While applauding Google’s decision not to compromise its beliefs in order to simply gather more eyeballs in China, the subject of cyberspace freedom is, once again, being discussed. The Search Engine behemoth isn’t making any money in China, so it’s not as if this proud stance will cost them anything, but it makes the right decision to do this and state that “Do no Evil” is more than a motto. Most companies would take the position that more eyes mean higher rates for Ad Words so on behalf of all of us, Thanks ‘Googs’. When contrasted with the US financial institutions, the company is certainly making a case that it’s ideals are worth more than it’s share price; a ray of sunshine in the gloom of corporate America. But does the existence of an unpoliced Internet as a whole in our lives mean now what it used to?

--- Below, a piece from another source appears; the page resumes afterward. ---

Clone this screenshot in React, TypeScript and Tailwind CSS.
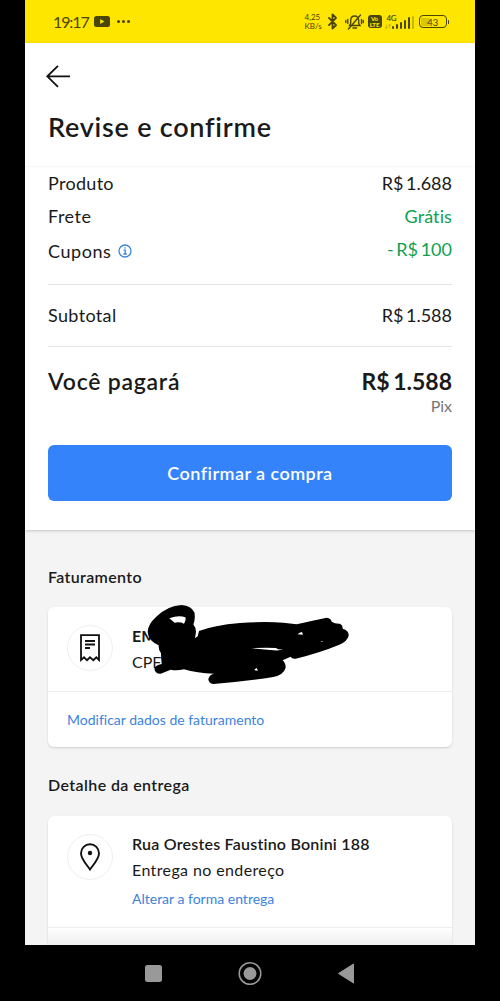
import React from 'react';
import { Bluetooth } from 'lucide-react';

const summary = [
  { label: 'Produto', value: 'R$ 1.688', color: 'text-[#1a1a1a]', labelSpacing: 'tracking-[0.3px]', valueSpacing: '[word-spacing:-2px]' },
  { label: 'Frete', value: 'Grátis', color: 'text-[#0fa150]', labelSpacing: 'tracking-[0.5px]', valueSpacing: 'tracking-[0.1px]' },
];

const signalBars = [3, 5, 7, 9, 12];

const StatusBar = () => {
  return (
    <div className="flex h-[43px] shrink-0 items-center bg-[#ffe600] pl-7 pr-[26px] text-[#4a4508]">
      <span className="w-[34px] whitespace-nowrap text-[16px] leading-none tracking-[-1.1px]">19:17</span>
      <svg className="ml-[7px] h-[11px] w-4" viewBox="0 0 16 11">
        <rect width="16" height="11" rx="2.5" fill="#4a4508" />
        <path d="M6.2 3v5L10.4 5.500z" fill="#ffe600" />
      </svg>
      <div className="ml-[7px] flex gap-[2.5px]">
        <i className="h-[2.5px] w-[2.5px] rounded-full bg-[#4a4508]" />
        <i className="h-[2.5px] w-[2.5px] rounded-full bg-[#4a4508]" />
        <i className="h-[2.5px] w-[2.5px] rounded-full bg-[#4a4508]" />
      </div>

      <div className="ml-auto flex items-center">
        <div className="w-[19px] text-[8px] leading-[9px]">
          <div>4,25</div>
          <div className="whitespace-nowrap">KB/s</div>
        </div>
        <Bluetooth className="h-[19px] w-[17px]" strokeWidth={2.6} />
        <svg className="ml-[4px] h-[18px] w-[19px]" viewBox="0 0 19 18" fill="none" stroke="currentColor" strokeWidth="1.4" strokeLinecap="round">
          <path d="M4.500 12.500h10.500l-1.300-2V7.500C13.700 4.500 12 3 9.700 3S5.700 4.500 5.700 7.500v3zM8 15h3.500M3.500 16L15.500 2M2.800 6.500v4M.8 7.500v2M16.500 6.500v4M18.300 7.500v2" />
        </svg>
        <div className="ml-1 flex h-[13px] w-[14px] flex-col items-center justify-center rounded-[3px] bg-[#4a4508] text-[6px] font-black leading-[5.5px] text-[#ffe600]">
          <span>Vo</span>
          <span>LTE</span>
        </div>
        <div className="relative ml-[5px] flex h-[14px] w-[27px] items-end justify-end gap-[1.5px]">
          <span className="absolute -top-[1px] left-0 text-[8px] font-semibold leading-[8px] tracking-[-0.4px]">4G</span>
          <span className="absolute bottom-0 left-[-2px] text-[5px] leading-[6px] tracking-[-0.5px] opacity-60">↓↑</span>
          {signalBars.map((height) => (
            <i key={height} className="w-[2.5px] shrink-0 rounded-sm bg-[#4a4508]" style={{ height }} />
          ))}
          <i className="h-[13px] w-[2px] shrink-0 rounded-sm bg-[#4a4508]/30" />
        </div>
        <div className="ml-[5px] flex h-[13px] w-[28px] items-center rounded-[4px] border-[1.5px] border-[#4a4508] p-[1.5px] text-[10px] leading-none">
          <span className="h-full w-[9px] bg-[#4a4508]/20" />
          <span className="-ml-[3px] tracking-[-0.3px]">43</span>
        </div>
        <i className="ml-px h-1 w-[1.5px] rounded bg-[#4a4508]" />
      </div>
    </div>
  );
};

const InfoIcon = () => (
  <svg className="ml-[7px] h-[14px] w-[14px]" viewBox="0 0 14 14" fill="none" stroke="#3c83dc" strokeWidth="1.3">
    <circle cx="7" cy="7" r="6" />
    <path d="M5.600 6.200H7.200v3.600M5.400 10h3.400" />
    <circle cx="7" cy="4" r=".8" fill="#3c83dc" stroke="none" />
  </svg>
);

const Scribble = () => (
  <svg className="absolute left-[97px] top-[-6px] h-[86px] w-[205px]" viewBox="45 18 615 258">
    <path
      fillRule="evenodd"
      d="M53 110Q54 88 78 66Q112 32 155 30Q184 32 193 52Q197 70 190 88Q197 97 198 110L195 130L203 124L207 108Q250 91 330 84Q400 79 460 83L500 88Q550 76 590 68Q603 69 605 80Q615 87 630 86Q639 91 638 101Q657 107 656 122Q652 139 628 149Q570 173 497 191Q486 193 482 185L458 196Q467 204 467 218Q461 239 430 246Q350 259 250 267Q236 265 235 252Q238 239 252 236Q200 235 162 223Q140 228 122 224L92 236Q76 237 73 221Q76 210 95 207Q93 188 93 175Q85 165 86 151Q54 136 53 110ZM118 70L134 83Q150 80 162 86Q169 75 166 67Q146 60 118 70ZM362 160Q405 157 438 159Q444 165 462 163Q450 168 420 165ZM373 226Q376 220 380 219L384 227ZM503 118Q508 112 516 111L519 119ZM571 139L577 138L578 141Z"
      fill="#000"
    />
  </svg>
);

const App = () => {
  return (
    <div className="flex h-[1001px] w-[500px] flex-col bg-black font-['Lato','Liberation_Sans',sans-serif] text-[#1a1a1a] [font-variant-ligatures:none]">
      <div className="mx-[25px] flex h-[945px] flex-col overflow-hidden bg-[#f4f4f4]">
        <StatusBar />

        {/* Order summary */}
        <section className="h-[487px] shrink-0 bg-white shadow-[0_1px_3px_rgba(0,0,0,0.2)]">
          <header className="h-[124px] border-b border-[#f7f7f7] px-[21px] pt-[22px]">
            <svg className="h-6 w-6" viewBox="0 0 24 24" fill="none" stroke="#111" strokeWidth="1.8">
              <path d="M24 11.300H1M12 .8L1.300 11.300L12 21.800" />
            </svg>
            <h1 className="ml-[2px] mt-[22px] whitespace-nowrap text-[27px] font-semibold leading-8 tracking-[0.75px]">
              Revise e confirme
            </h1>
          </header>

          <div className="px-[23px] text-[18px]">
            {summary.map((row) => (
              <div key={row.label} className="flex h-[33px] items-center justify-between">
                <span className={row.labelSpacing}>{row.label}</span>
                <span className={`${row.color} ${row.valueSpacing}`}>{row.value}</span>
              </div>
            ))}
            <div className="flex h-[52px] justify-between border-b border-[#e4e4e4]">
              <span className="mt-1 flex h-7 items-center tracking-[0.55px]">
                Cupons
                <InfoIcon />
              </span>
              <span className="mt-[2px] h-7 leading-7 text-[#0fa150] [word-spacing:-2px]">- R$ 100</span>
            </div>
            <div className="flex h-[62px] items-center justify-between border-b border-[#e4e4e4]">
              <span className="tracking-[0.35px]">Subtotal</span>
              <span className="[word-spacing:-2px]">R$ 1.588</span>
            </div>
            <div className="flex h-[98px] justify-between pt-[18px]">
              <span className="text-[23px] font-semibold leading-8 tracking-[0.75px]">Você pagará</span>
              <div className="text-right">
                <div className="text-[23px] font-bold leading-8 [word-spacing:-2px]">R$ 1.588</div>
                <div className="text-[16px] leading-[18px] text-[#757575]">Pix</div>
              </div>
            </div>
            <button className="h-14 w-full rounded-md bg-[#3483fa] text-[18px] font-semibold tracking-[0.45px] text-white">
              Confirmar a compra
            </button>
          </div>
        </section>

        {/* Billing */}
        <section className="shrink-0 px-[23px] pt-[35px]">
          <h2 className="h-[42px] text-[16px] font-semibold leading-6 tracking-[0.35px]">Faturamento</h2>
          <div className="relative h-[140px] rounded-md bg-white shadow-[0_1px_2px_rgba(0,0,0,0.16)]">
            <div className="flex h-[85px] border-b border-[#eee] pl-[19px] pt-[18px]">
              <div className="flex h-[46px] w-[46px] items-center justify-center rounded-full border border-[#eee]">
                <svg className="h-7 w-5" viewBox="0 0 20 28" fill="none" stroke="#111" strokeWidth="1.8">
                  <path d="M1 1.200H19V26L16.300 23.300L13.300 26.200L10 23.300L7 26.200L4 23.300L1 26ZM5 7H15M5 10.500H15M5 14H10" />
                </svg>
              </div>
              <div className="ml-[19px] text-[16px] leading-[26px]">
                <div className="-mt-[2px] font-bold">EM</div>
                <div>CPF</div>
              </div>
            </div>
            <a className="block pl-[19px] text-[14px] leading-[55px] text-[#3c83dc]">Modificar dados de faturamento</a>
            <Scribble />
          </div>
        </section>

        {/* Delivery */}
        <section className="shrink-0 px-[23px] pt-[26px]">
          <h2 className="h-[43px] text-[16px] font-semibold leading-6 tracking-[0.4px]">Detalhe da entrega</h2>
          <div className="h-[160px] rounded-md bg-white shadow-[0_1px_2px_rgba(0,0,0,0.16)]">
            <div className="flex h-[112px] border-b border-[#eee] pl-[19px] pt-[17px]">
              <div className="mt-px flex h-[46px] w-[46px] items-center justify-center rounded-full border border-[#eee]">
                <svg className="h-7 w-5" viewBox="0 0 20 28" fill="none" stroke="#111" strokeWidth="1.9">
                  <path d="M10 26.500C7 22 1 16 1 10.200A9 9 0 0 1 19 10.200C19 16 13 22 10 26.500Z" />
                  <circle cx="10" cy="10" r="2.200" fill="#111" stroke="none" />
                </svg>
              </div>
              <div className="ml-[19px] text-[16px] leading-[26px]">
                <div className="-mt-[2px] font-semibold tracking-[0.22px]">Rua Orestes Faustino Bonini 188</div>
                <div className="tracking-[0.38px]">Entrega no endereço</div>
                <a className="block pt-[2px] text-[14px] leading-7 text-[#3c83dc]">Alterar a forma entrega</a>
              </div>
            </div>
            <div className="h-[18px] bg-linear-to-b from-white to-[#ececec]" />
          </div>
        </section>
      </div>

      {/* System navigation */}
      <nav className="h-[56px]">
        <svg className="h-full w-full" viewBox="0 0 500 56">
          <rect x="145" y="20" width="17" height="17" rx="2.500" fill="#999" />
          <circle cx="250" cy="28.500" r="10.800" fill="none" stroke="#999" strokeWidth="1.500" />
          <circle cx="250" cy="28.500" r="6.500" fill="#999" />
          <path d="M338.500 28.500L353.500 19V38Z" fill="#999" stroke="#999" strokeLinejoin="round" />
        </svg>
      </nav>
    </div>
  );
};

export default App;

The Chinese government may well have been spying on G-Mail account holders, but is it the only Government doing so? It’ a knee-jerk reaction to look at this as a case of a Communist regime, once again taking people’s freedoms away, but if you don’t think that most Governments are doing this, you are dreaming. If your own ruling political party’s secret service were watching you, do you feel any freer where you live than in Beijing? The fact that the US Secretary of State, Hillary Clinton, made such a public fuss about Google’s decision may sound like freedom loving America bitch-slapping it’s Eastern foe, but we all know that all US citizens are being spied on.
The freedom to read and write what you want across a borderless global system comes at a cost: Hacker’s, Viruses, Spam, and predatory individuals are something that we put up with in order to chat with someone in a far flung corner about the mundane seconds of our own lives. If you believe that the ‘net is home to evil doers that don’t need to communicate in public, then what does that say about your feelings concerning the outbreak of laptops in coffee shops? Are those people that you don’t really want to talk to really Twittering on about what they just bought, or do you believe that their conversations a re more nefarious?
If you don’t trust anyone enough to talk to them in public, then you get the Internet you deserve. It’s easier to have numerous instantaneous pen pals across the globe than to open up about yourself to a real live person, but what does that say about the generation now in their teens, and what are they opening themselves up for in the future? There may be an argument for some kind of expanded control if the entire planetary communication is now online. We have always measured our species’ advances in technological terms, but we may have created something here that will enslave us. If this is true, the decision to keep one tiny part of the globe out of the conversation because someone may be listening may do more harm than good.